Par panel on Lokpal for revamp of judges' appointment process

Par panel on Lokpal for revamp of judges' appointment process

The draft report on the Lokpal Bill, which has been circulated to members and would come up for finalisation tomorrow, says if judiciary is brought under the purview of Lokpal, the end result would be the possible and potential prosecution of even an apex court judge before the relevant magistrate exercising the relevant jurisdiction.

"...This would lead to an extraordinarily piquant and an untenable situation and would undermine judicial independence at its very root," the report said identifying the judiciary as a "separate and distinct organ" of the State.

But at the same time, the draft report recalled its recommendations on the Judicial Standards and Accountability Bill, 2010 tabled on August 30 this year, and said the judiciary cannot be left unpoliced and reiterated that the process of judicial appointments be revisited through a fresh legislation.

"...The Committee again recommends, in the present context of the Lokpal Bill, that the entire appointment process of the higher judiciary needs to be revamped and reformed," the draft report states.

It said the present system of appointment process "cannot be allowed and should not be allowed to continue in the hands of a self-appointed common law mechanism created by a judicial order operating since the early 90s."

The Committee on Personnel and Law and Justice has also recommended setting up of a National Judicial Commission (NJC) to create a "broad-based and comprehensive model" for judicial appointments, including, if necessary, by way of amendment of Articles 124 and 217 of the Constitution.

The draft report says the NJC should also be entrusted with powers of both transfer and criminal prosecution of judges for corruption.

"If desired, by amending the provisions of the Constitution as they stand today, such proposed NJC may also give the power of dismissal or removal," the report says.

Law Minister Salman Khurshid, while addressing a press conference here on November 18, had said that the government was "today not looking at the Judicial Commission. We are only looking at improving the present regime and ensuring that the present regime is improved along with a statutory backing of the code of conduct."
When asked if he was not ruling out further legislation for judicial accountability, he had said "absolutely".

Though the Judicial Standards and Accountability Bill, 2010 does not refer to appointment of judges, the same Committee in its report on the measure had said that it "unequivocally feels that the present Bill deals only partially with the problem and the main systematic lacunae remain unaddressed".

"The Committee is of the view that the government has to move beyond an incremental approach and give urgent and due thought to a holistic legislation encompassing the appointment process... to ensure judicial accountability for improved administration of justice," the report on Judicial Standards and Accountability Bill had said in August.
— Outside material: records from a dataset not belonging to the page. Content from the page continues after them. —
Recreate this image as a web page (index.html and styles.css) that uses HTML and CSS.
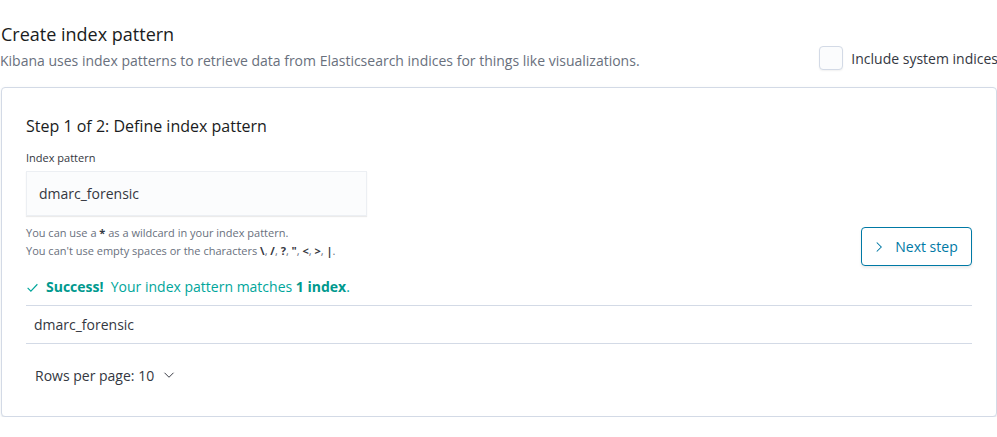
FILE: index.html
```html
<!DOCTYPE html>
<html>
<head>
<meta charset="utf-8">
<link rel="stylesheet" href="styles.css">
</head>
<body>
<div class="page">
  <header class="head">
    <div class="head-text">
      <h1 class="title">Create index pattern</h1>
      <p class="subtitle">Kibana uses index patterns to retrieve data from Elasticsearch indices for things like visualizations.</p>
    </div>
    <label class="sys">
      <span class="checkbox"></span>
      <span class="sys-label">Include system indices</span>
    </label>
  </header>

  <section class="panel">
    <h2 class="step">Step 1 of 2: Define index pattern</h2>
    <div class="form-row">
      <div class="field">
        <div class="field-label">Index pattern</div>
        <div class="input">dmarc_forensic</div>
        <div class="help">
          <div>You can use a <b>*</b> as a wildcard in your index pattern.</div>
          <div>You can't use empty spaces or the characters <b>\</b>, <b>/</b>, <b>?</b>, <b>"</b>, <b>&lt;</b>, <b>&gt;</b>, <b>|</b>.</div>
        </div>
      </div>
      <button class="next">
        <svg class="chev" width="12" height="12" viewBox="0 0 16 16"><path d="M5 2 L11 8 L5 14" fill="none" stroke="#0079a5" stroke-width="1.4"/></svg>
        <span>Next step</span>
      </button>
    </div>
    <div class="success">
      <svg class="check" width="13" height="13" viewBox="0 0 16 16"><path d="M2 8.5 L6 12.5 L14 4" fill="none" stroke="#00a69b" stroke-width="1.4"/></svg>
      <span><b>Success!</b>&nbsp; Your index pattern matches <b>1 index</b>.</span>
    </div>
    <div class="table">
      <div class="row">dmarc_forensic</div>
    </div>
    <div class="pager">
      <span>Rows per page: 10</span>
      <svg class="down" width="12" height="12" viewBox="0 0 16 16"><path d="M2 5 L8 11 L14 5" fill="none" stroke="#343741" stroke-width="1.3"/></svg>
    </div>
  </section>
</div>
</body>
</html>
```

FILE: styles.css
```css
html, body {
  margin: 0;
  padding: 0;
  background: #ffffff;
  overflow: hidden;
}
body {
  font-family: "Open Sans", "Noto Sans", sans-serif;
  color: #1a1c21;
}
.page {
  width: 1010px;
  padding-top: 22px;
}
.head {
  display: flex;
  justify-content: space-between;
  align-items: flex-start;
  padding-left: 1px;
}
.title {
  margin: 0;
  font-size: 18px;
  font-weight: 400;
  line-height: 24px;
  color: #1a1c21;
}
.subtitle {
  margin: 3px 0 0 -1px;
  font-size: 14px;
  line-height: 24px;
  color: #69707d;
}
.sys {
  display: flex;
  align-items: center;
  gap: 8px;
  margin-top: 24px;
  margin-right: 12px;
}
.checkbox {
  width: 22px;
  height: 22px;
  border: 1px solid #d3dae6;
  border-radius: 4px;
  background: #fbfcfd;
  box-shadow: 0 1px 2px rgba(0,0,0,0.06);
}
.sys-label {
  font-size: 14px;
  color: #343741;
}
.panel {
  margin: 14px 0 0 1px;
  width: 946px;
  border: 1px solid #d3dae6;
  border-radius: 4px;
  padding: 24px 24px 32px 24px;
  box-shadow: 0 2px 2px -1px rgba(152,162,179,0.3), 0 1px 5px -2px rgba(152,162,179,0.3);
  background: #fff;
}
.step {
  margin: 2px 0 0 0;
  font-size: 16px;
  font-weight: 400;
  line-height: 24px;
  color: #1a1c21;
}
.form-row {
  display: flex;
  justify-content: space-between;
  align-items: flex-end;
  margin-top: 12px;
}
.field-label {
  font-size: 11px;
  line-height: 16px;
  color: #343741;
  margin-bottom: 5px;
}
.input {
  box-sizing: border-box;
  width: 341px;
  height: 45px;
  padding: 0 12px;
  display: flex;
  align-items: center;
  background: #fbfcfd;
  border: 1px solid #eceff3;
  box-shadow: 0 1px 1px rgba(0,0,0,0.08);
  font-size: 14px;
  color: #343741;
}
.help {
  margin-top: 8px;
  font-size: 11px;
  line-height: 18px;
  color: #69707d;
}
.help b {
  color: #343741;
}
.next {
  box-sizing: border-box;
  width: 111px;
  height: 39px;
  margin-bottom: -6px;
  border: 1px solid #0079a5;
  border-radius: 4px;
  background: #fff;
  color: #0079a5;
  font-family: inherit;
  font-size: 14px;
  display: flex;
  align-items: center;
  justify-content: center;
  gap: 10px;
  padding: 0 12px 0 10px;
  box-shadow: 0 2px 3px rgba(0,0,0,0.08);
}
.success {
  display: flex;
  align-items: center;
  margin-top: 17px;
  font-size: 14px;
  line-height: 20px;
  color: #00a69b;
}
.success b {
  color: #00998e;
  font-weight: 700;
}
.check {
  margin-right: 7px;
}
.table {
  margin-top: 8px;
  border-top: 1px solid #d3dae6;
  border-bottom: 1px solid #d3dae6;
}
.row {
  height: 37px;
  display: flex;
  align-items: center;
  padding-left: 8px;
  font-size: 14px;
  color: #343741;
}
.pager {
  display: flex;
  align-items: center;
  gap: 9px;
  margin-top: 19px;
  padding-left: 9px;
  font-size: 14px;
  color: #343741;
  height: 24px;
  margin-bottom: -3px;
}
```
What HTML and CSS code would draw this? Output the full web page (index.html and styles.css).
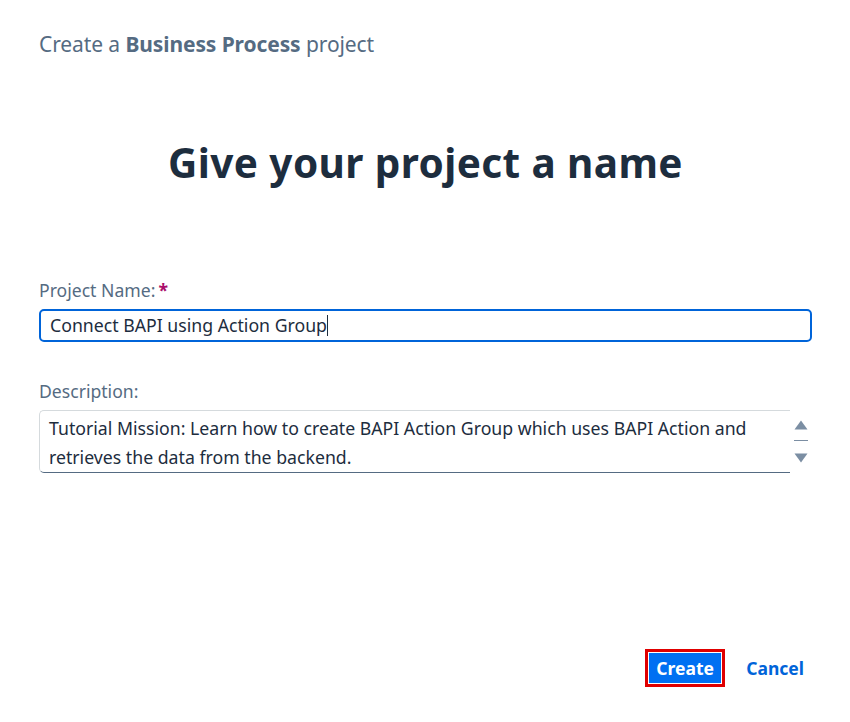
FILE: index.html
```html
<!DOCTYPE html>
<html>
<head>
<meta charset="utf-8">
<link rel="stylesheet" href="styles.css">
</head>
<body>
<div class="page">
  <div class="crumb">Create a <b>Business Process</b> project</div>
  <h1 class="title">Give your project a name</h1>
  <div class="field">
    <label class="label">Project Name:<span class="req">*</span></label>
    <div class="input">Connect BAPI using Action Group<span class="caret"></span></div>
  </div>
  <div class="field field-desc">
    <label class="label">Description:</label>
    <div class="desc-row">
      <div class="textarea">Tutorial Mission: Learn how to create BAPI Action Group which uses BAPI Action and retrieves the data from the backend.</div>
      <div class="scroller">
        <svg width="14" height="10" viewBox="0 0 14 10"><path d="M7 0.5 L13.5 9.5 L0.5 9.5 Z" fill="#7b8ea3"/></svg>
        <span class="sline"></span>
        <svg width="14" height="10" viewBox="0 0 14 10"><path d="M0.5 0.5 L13.5 0.5 L7 9.5 Z" fill="#7b8ea3"/></svg>
      </div>
    </div>
  </div>
  <div class="spacer"></div>
  <div class="actions">
    <div class="create-wrap"><button class="btn-create">Create</button></div>
    <button class="btn-cancel">Cancel</button>
  </div>
</div>
</body>
</html>
```
FILE: styles.css
```css
html, body { margin: 0; padding: 0; background: #fff; }
body { font-family: "Noto Sans", "Open Sans", "Liberation Sans", sans-serif; color: #1d2d3e; }
.page { width: 850px; height: 722px; box-sizing: border-box; padding: 30px 38px 0 39px; display: flex; flex-direction: column; }
.crumb { font-size: 21px; color: #556b82; line-height: 28px; letter-spacing: -0.1px; }
.crumb b { font-weight: 700; }
.title { margin: 77px 0 0 0; text-align: center; font-size: 40.5px; line-height: 56px; font-weight: 700; color: #1d2d3e; letter-spacing: 0.4px; }
.field { margin-top: 88px; display: flex; flex-direction: column; }
.label { font-size: 17.6px; color: #556b82; line-height: 22px; margin-bottom: 8px; }
.req { color: #aa0d6a; font-weight: 700; margin-left: 3px; }
.input { height: 33px; box-sizing: border-box; border: 2px solid #0064d9; border-radius: 5px; padding: 0 9px; font-size: 17.7px; line-height: 29px; color: #1d2d3e; display: flex; align-items: center; }
.caret { display: inline-block; width: 1.5px; height: 21px; background: #1d2d3e; margin-left: 0; }
.field-desc { margin-top: 38px; }
.desc-row { display: flex; align-items: stretch; }
.textarea { width: 751px; height: 63px; box-sizing: border-box; border: 1px solid #d5dadd; border-bottom: 1px solid #556b82; border-right: none; border-radius: 5px 0 0 5px; padding: 3px 9px; font-size: 17.7px; line-height: 29px; color: #1d2d3e; }
.scroller { width: 22px; display: flex; flex-direction: column; align-items: center; padding-top: 10px; margin-left: 0; }
.scroller svg { display: block; }
.sline { width: 14px; height: 1px; background: #7b8ea3; margin: 10px 0 12px; }
.spacer { flex: 1; }
.actions { display: flex; justify-content: flex-end; align-items: center; gap: 21px; margin-bottom: 35px; padding-right: 8px; }
.create-wrap { border: 3px solid #e00000; padding: 1px; }
.btn-create { background: #0070f2; color: #fff; border: none; border-radius: 0; font-family: inherit; font-size: 17.5px; font-weight: 700; width: 72px; height: 30px; padding: 0; }
.btn-cancel { background: none; border: none; color: #0064d9; font-family: inherit; font-size: 17.5px; font-weight: 700; padding: 0 0; }
```
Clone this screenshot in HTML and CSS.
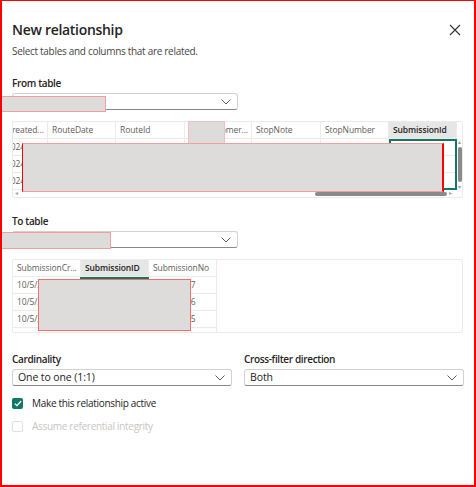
FILE: index.html
```html
<!DOCTYPE html>
<html>
<head>
<meta charset="utf-8">
<link rel="stylesheet" href="styles.css">
</head>
<body>
<div class="frame">
  <header class="head">
    <h1 class="title">New relationship</h1>
    <button class="close" aria-label="Close">
      <svg width="12" height="12" viewBox="0 0 12 12"><path d="M1 1L11 11M11 1L1 11" stroke="#323130" stroke-width="1.1" fill="none"/></svg>
    </button>
  </header>
  <p class="subtitle">Select tables and columns that are related.</p>

  <section class="block">
    <div class="label">From table</div>
    <div class="select half">
      <span class="value"></span>
      <svg class="chev" width="10" height="6" viewBox="0 0 10 6"><path d="M0.5 0.5L5 5L9.5 0.5" stroke="#605e5c" fill="none"/></svg>
      <div class="redact r-from-select"></div>
    </div>
    <div class="grid from-grid">
      <div class="grid-main">
        <div class="row head-row">
          <div class="cell c35 first">reated...</div>
          <div class="cell c68">RouteDate</div>
          <div class="cell c69">RouteId</div>
          <div class="cell c67 right">Customer...</div>
          <div class="cell c69">StopNote</div>
          <div class="cell c68">StopNumber</div>
          <div class="cell c68 sel-head">SubmissionId</div>
        </div>
        <div class="body">
          <div class="row"><div class="cell c35 first date">2024</div><div class="cell c68"></div><div class="cell c69"></div><div class="cell c67"></div><div class="cell c69"></div><div class="cell c68"></div><div class="cell c68"></div></div>
          <div class="row"><div class="cell c35 first date">2024</div><div class="cell c68"></div><div class="cell c69"></div><div class="cell c67"></div><div class="cell c69"></div><div class="cell c68"></div><div class="cell c68"></div></div>
          <div class="row"><div class="cell c35 first date">2024</div><div class="cell c68"></div><div class="cell c69"></div><div class="cell c67"></div><div class="cell c69"></div><div class="cell c68"></div><div class="cell c68"></div></div>
          <div class="sel-col from-sel"></div>
        </div>
        <div class="hscroll">
          <span class="arr">&#9666;</span>
          <div class="hthumb"></div>
          <span class="arr">&#9656;</span>
        </div>
      </div>
      <div class="vscroll">
        <span class="varr">&#9652;</span>
        <div class="vthumb"></div>
        <span class="varr">&#9662;</span>
      </div>
      <div class="redact r-from-head"></div>
      <div class="redact r-from-body"></div>
    </div>
  </section>

  <section class="block">
    <div class="label">To table</div>
    <div class="select half">
      <span class="value"></span>
      <svg class="chev" width="10" height="6" viewBox="0 0 10 6"><path d="M0.5 0.5L5 5L9.5 0.5" stroke="#605e5c" fill="none"/></svg>
      <div class="redact r-to-select"></div>
    </div>
    <div class="grid to-grid">
      <div class="grid-main">
        <div class="row head-row">
          <div class="cell c68">SubmissionCr...</div>
          <div class="cell c68 sel-head">SubmissionID</div>
          <div class="cell c68">SubmissionNo</div>
        </div>
        <div class="body">
          <div class="row"><div class="cell c68">10/5/2024</div><div class="cell c68"></div><div class="cell c68 num">27</div></div>
          <div class="row"><div class="cell c68">10/5/2024</div><div class="cell c68"></div><div class="cell c68 num">26</div></div>
          <div class="row"><div class="cell c68">10/5/2024</div><div class="cell c68"></div><div class="cell c68 num">25</div></div>
          <div class="sel-col to-sel"></div>
        </div>
      </div>
      <div class="redact r-to-body"></div>
    </div>
  </section>

  <section class="pair">
    <div class="field">
      <div class="label">Cardinality</div>
      <div class="select">
        <span class="value">One to one (1:1)</span>
        <svg class="chev" width="10" height="6" viewBox="0 0 10 6"><path d="M0.5 0.5L5 5L9.5 0.5" stroke="#605e5c" fill="none"/></svg>
      </div>
    </div>
    <div class="field">
      <div class="label">Cross-filter direction</div>
      <div class="select">
        <span class="value">Both</span>
        <svg class="chev" width="10" height="6" viewBox="0 0 10 6"><path d="M0.5 0.5L5 5L9.5 0.5" stroke="#605e5c" fill="none"/></svg>
      </div>
    </div>
  </section>

  <div class="check on">
    <span class="box"><svg width="8" height="7" viewBox="0 0 8 7"><path d="M0.8 3.6L2.9 5.6L7.2 1" stroke="#fff" stroke-width="1.3" fill="none"/></svg></span>
    <span class="ctext">Make this relationship active</span>
  </div>
  <div class="check off">
    <span class="box"></span>
    <span class="ctext">Assume referential integrity</span>
  </div>
</div>
</body>
</html>
```

FILE: styles.css
```css
* { box-sizing: border-box; }
html, body { margin: 0; padding: 0; background: #fff; }
body {
  font-family: "Open Sans", "Noto Sans", sans-serif;
  color: #252423;
}
.frame {
  width: 476px;
  height: 487px;
  border: 1px solid #ff0000;
  border-left-width: 2px;
  border-right-width: 2px;
  border-bottom-width: 2px;
  padding: 0 10px 0 10px;
  overflow: hidden;
}
.head {
  display: flex;
  align-items: center;
  justify-content: space-between;
  margin-top: 18px;
  height: 22px;
}
.title {
  margin: 0;
  font-size: 14px;
  font-weight: 600;
  line-height: 22px;
  letter-spacing: -0.3px;
}
.close {
  border: 0;
  background: none;
  padding: 0;
  margin-right: 3px;
  width: 12px;
  height: 12px;
  display: flex;
}
.subtitle {
  margin: 2px 0 0 0;
  font-size: 10px;
  line-height: 16px;
  letter-spacing: -0.3px;
  color: #484644;
}
.block { margin-top: 16px; }
.block + .block { margin-top: 15px; }
.label {
  font-size: 10px;
  font-weight: 600;
  line-height: 16px;
  letter-spacing: -0.35px;
}
.select {
  position: relative;
  margin-top: 2px;
  height: 17px;
  border: 1px solid #d1d1d1;
  border-bottom-color: #8a8886;
  border-radius: 3px;
  display: flex;
  align-items: center;
  justify-content: space-between;
  padding: 0 6px 0 5px;
  font-size: 10.5px;
  letter-spacing: -0.1px;
  color: #252423;
}
.select.half { width: 226px; }
.value { line-height: 15px; }
.chev { display: block; }

.grid {
  position: relative;
  margin-top: 11px;
  width: 451px;
  border: 1px solid #edebe9;
  border-radius: 2px;
  display: flex;
  font-size: 8.5px;
  letter-spacing: -0.1px;
  color: #605e5c;
}
.grid-main { flex: 1; min-width: 0; overflow: hidden; }
.row { display: flex; height: 17px; border-bottom: 1px solid #edebe9; }
.body { position: relative; }
.cell {
  flex: none;
  border-right: 1px solid #edebe9;
  padding: 0 4px;
  line-height: 16px;
  white-space: nowrap;
  overflow: hidden;
}
.cell.first { padding: 0; text-indent: -1px; }
.cell.date { text-indent: -7px; }
.cell.right { text-align: right; padding-right: 3px; }
.head-row .cell { color: #605e5c; }
.c35 { width: 35px; }
.c67 { width: 67px; }
.c68 { width: 68px; }
.c69 { width: 69px; }
.sel-head { background: #e6e6e6; color: #252423 !important; font-weight: 600; }
.sel-col {
  position: absolute;
  top: 0;
  bottom: 0;
  border: 2px solid #117865;
}
.from-sel { left: 376px; width: 68px; }
.to-sel { left: 67px; width: 69px; }

.hscroll {
  height: 7px;
  display: flex;
  align-items: center;
  font-size: 6px;
  color: #a0a0a0;
  padding: 0 2px;
}
.hthumb {
  margin-left: 297px;
  width: 132px;
  height: 4px;
  background: #8a8a8a;
  border-radius: 2px;
}
.hscroll .arr { line-height: 7px; }
.hscroll .arr:last-child { margin-left: 2px; }
.vscroll {
  width: 5px;
  margin-top: 17px;
  margin-bottom: 7px;
  display: flex;
  flex-direction: column;
  align-items: center;
  font-size: 6px;
  color: #a0a0a0;
  line-height: 6px;
}
.vthumb {
  flex: 1;
  width: 4px;
  margin: 2px 0;
  background: #8a8a8a;
  border-radius: 2px;
}
.to-grid { height: 74px; }
.to-grid .grid-main { flex: none; width: 204px; border-right: 1px solid #edebe9; }
.num { padding-left: 37px; }

.redact {
  position: absolute;
  background: #dedcdb;
  border: 1px solid #f0a0a0;
}
.r-from-select { left: -12px; top: 2px; width: 105px; height: 16px; }
.r-to-select { left: -12px; top: 0px; width: 110px; height: 17px; }
.r-from-head { left: 175px; top: -1px; width: 37px; height: 23px; border-color: #f0c0c0; }
.r-from-body { left: 9px; top: 21px; width: 422px; height: 49px; border-left-color: #ff0000; border-right: 2px solid #ff0000; }
.r-to-body { left: 25px; top: 19px; width: 153px; height: 52px; border-color: #f07070; }

.pair {
  margin-top: 18px;
  display: flex;
  gap: 12px;
}
.field { flex: 1; }
.check {
  display: flex;
  align-items: center;
  gap: 9px;
  height: 16px;
  font-size: 10px;
  letter-spacing: -0.3px;
}
.check.on { margin-top: 9px; }
.check.off { margin-top: 7px; color: #c8c6c4; }
.box {
  width: 11px;
  height: 11px;
  border-radius: 2px;
  display: flex;
  align-items: center;
  justify-content: center;
}
.on .box { background: #117865; }
.off .box { border: 1px solid #e1dfdd; }
```
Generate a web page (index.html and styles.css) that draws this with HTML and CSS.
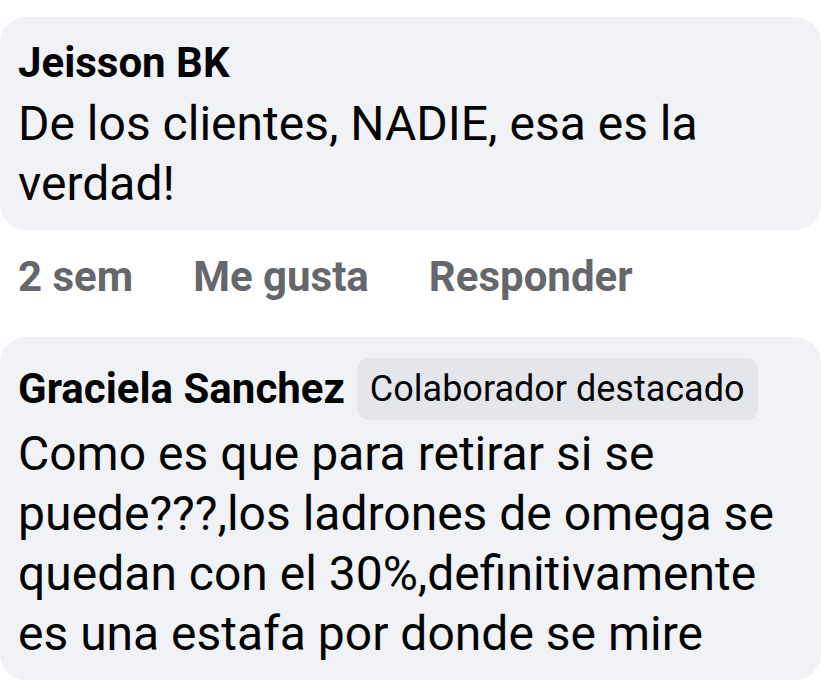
FILE: index.html
```html
<!DOCTYPE html>
<html lang='es'>
<head>
  <title>Comentarios</title>

  <meta charset='utf-8'>
  <meta name='description' content='Comentarios'>

  <link rel="stylesheet" href="styles.css">
</head>
<body>
  <div class='comments'>
    <div class='comment'>
      <div class='bubble'>
        <div class='author_row'>
          <span class='author'>Jeisson BK</span>
        </div>
        <div class='text'>De los clientes, NADIE, esa es la verdad!</div>
      </div>
      <div class='actions'>
        <span class='time'>2 sem</span>
        <span class='action'>Me gusta</span>
        <span class='action'>Responder</span>
      </div>
    </div>

    <div class='comment'>
      <div class='bubble'>
        <div class='author_row'>
          <span class='author'>Graciela Sanchez</span>
          <span class='badge'>Colaborador destacado</span>
        </div>
        <div class='text'>Como es que para retirar si se puede???,los ladrones de omega se quedan con el 30%,definitivamente es una estafa por donde se mire</div>
      </div>
    </div>
  </div>
</body>
</html>
```

FILE: styles.css
```css
*, ::before, ::after {
  box-sizing: border-box;
  margin: 0px; padding: 0px;
}

body {
  background: white;
  font-family: Roboto, 'Noto Sans', sans-serif;
  color: #050505;
  overflow: hidden;
}

.comments {
  display: flex;
  flex-direction: column;
  gap: 35px;
  padding-top: 17px;
}

/* burbuja gris del comentario */
.bubble {
  background: #f0f2f5;
  border-radius: 26px;
  padding: 19px 36px 16px 18px;
}
.comment + .comment .bubble {
  padding-top: 21px;
}
.author_row {
  display: flex;
  align-items: center;
  gap: 12px;
}
.author {
  font-size: 42px; font-weight: 700;
  line-height: 54px;
}
.badge {
  background: #e4e6eb;
  border-radius: 12px;
  padding: 0 13px;
  font-size: 36px;
  line-height: 62px;
}
.text {
  margin-top: 4px;
  font-size: 48px;
  line-height: 60px;
}

/* fila de acciones debajo de la burbuja */
.actions {
  display: flex;
  gap: 60px;
  margin-top: 22px;
  padding-left: 18px;
  color: #65676b;
  font-size: 42px; font-weight: 700;
  line-height: 50px;
}
```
Chairman of the Parliamentary panel on Lokpal, Abhishek Singhvi, however, refused to comment on media reports on the conclusions of the panel.

"I will not comment on leaked report" Singhvi said adding the Committee's brief is not to okay either the governmnent's version of the Lokpal bill or the Jan Lokpal bill.

On Team Anna voicing reservations over the report and that it could lead to another standoff, he said," there is no question of any standoff between a Constitutional authority and others" but added, "we are not here to please any one and every one."

Asked whether his panel has recommended keeping the office of Prime Minister out of the ambit of Lokpal, Singhvi said that such contentions show that even the leaked report has not been accessed as the discussion on the issue of the Prime Minister's inclusion are scheduled only from tomorrow.